On the fifth of November, millions of people all over Britain will be out at night for the country’s annual firework celebration. Some will be at home in the back garden with their families, and others at enormous public events which attract tens of thousands of revellers. Guy Fawkes Night, or Bonfire Night, is actually a celebration of one of England’s most dramatic episodes, which took place more than 400 years ago, in the year 1605, during the reign of King James I.
RELIGIOUS CHANGE
The seeds of this episode, however, occurred even earlier, in the time of England’s most famous king, Henry VIII (1491-1547).
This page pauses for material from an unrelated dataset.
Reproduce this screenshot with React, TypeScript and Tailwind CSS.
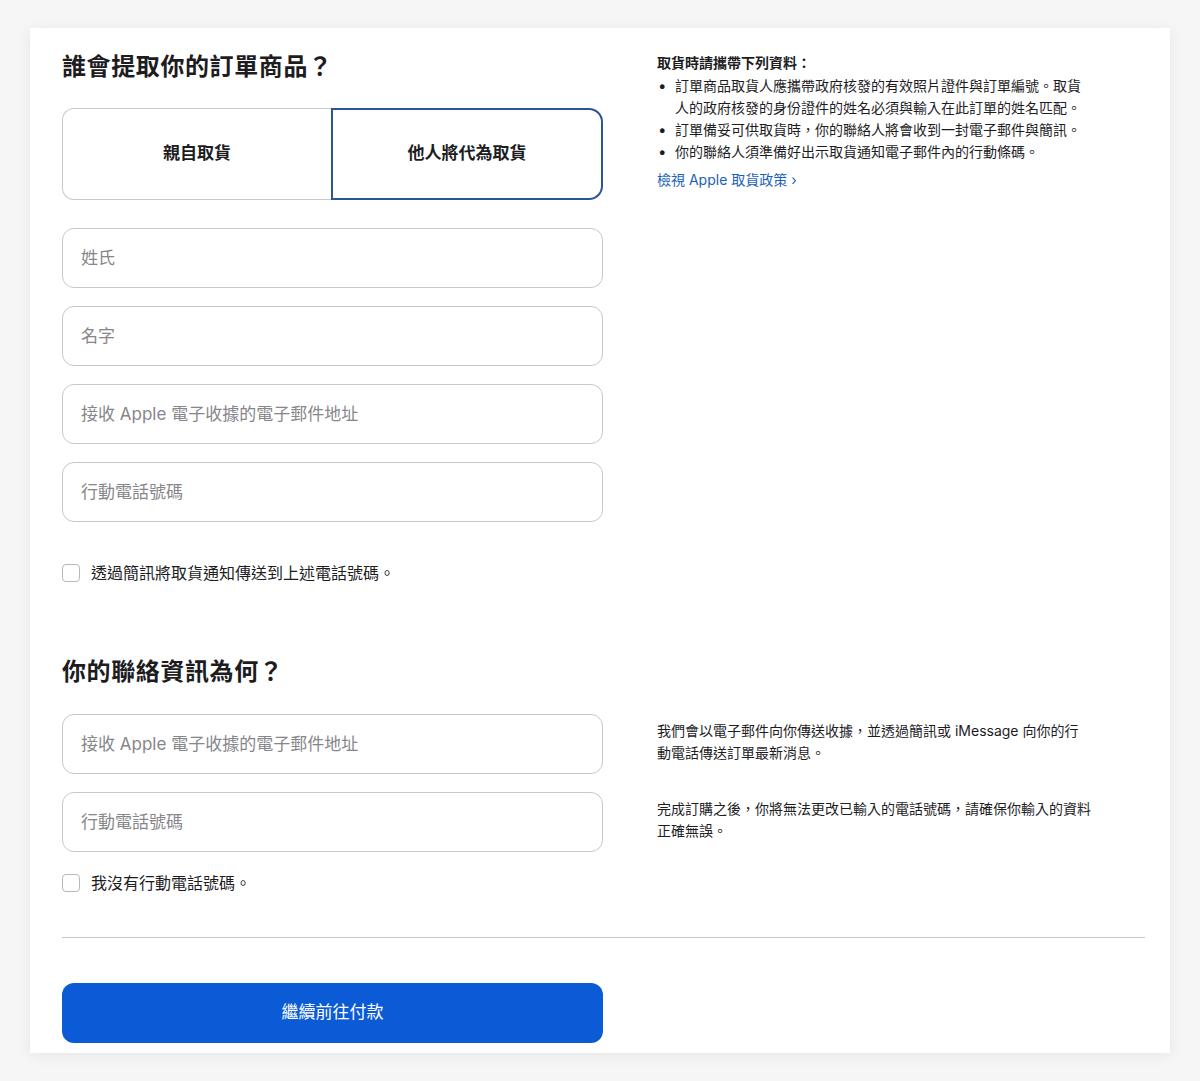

Henry started to change the official religion of the country from Catholicism to Protestantism, a process continued by his daughter, Queen Elizabeth I (1533-1603). As the seventeenth century began, however, many people in the country were still unhappy with this change. Guy Fawkes was a member of a group of Catholics who planned to assassinate the new king, James I. The idea was to blow up the Houses of Parliament, on November the 5th, 1605, with barrels of gunpowder, when the king was present. Fawkes, however, was discovered just as he was about to light the gunpowder. He and his colleagues were executed for treason.
BONFIRES IN LONDON
The same night of November the 5th, 1605, Londoners reacted to the king’s escape from the ‘Gunpowder Plot’ by lighting bonfires all over the city. An Act of Parliament then designated November the 5th as a day of thanksgiving. A rhymequickly became popular: “Remember, remember, the fifth of November, gunpowder, treason and plot.” From about 1650, the anniversary was celebrated with bonfires and fireworks (made with gunpowder), and it became customary to burn an effigy, usually of the Pope.
PENNY FOR THE GUY
In later years, this effigy became a ‘guy’ (a dummy), which children created from old clothes, newspapers, and a mask, with the distinctive features of Guy Fawkes. Children also started asking for “a penny for the guy,” money which they used to buy fireworks. These days, there are public displays of fireworks all over England, some of them, such as the displays in Battersea, Southwark and Blackheath in London, attracting up to 80,000 people.
A PROTEST FIGURE
Guy Fawkes himself recently entered our culture in a second way. The V for Vendetta comic book (1988-89) and film (2006) tells a story set in a dystopian, post-apocalyptic Britain. The title character, the vigilante V, tries to liberate the country wearing a Guy Fawkes mask. In recent years, the mask has been used in protests around the world, in battles for transparency led by the online group Anonymous against the CIA, Visa and PayPal, and on the street, from Madrid’s Indignados to the Occupy Wall Street movement.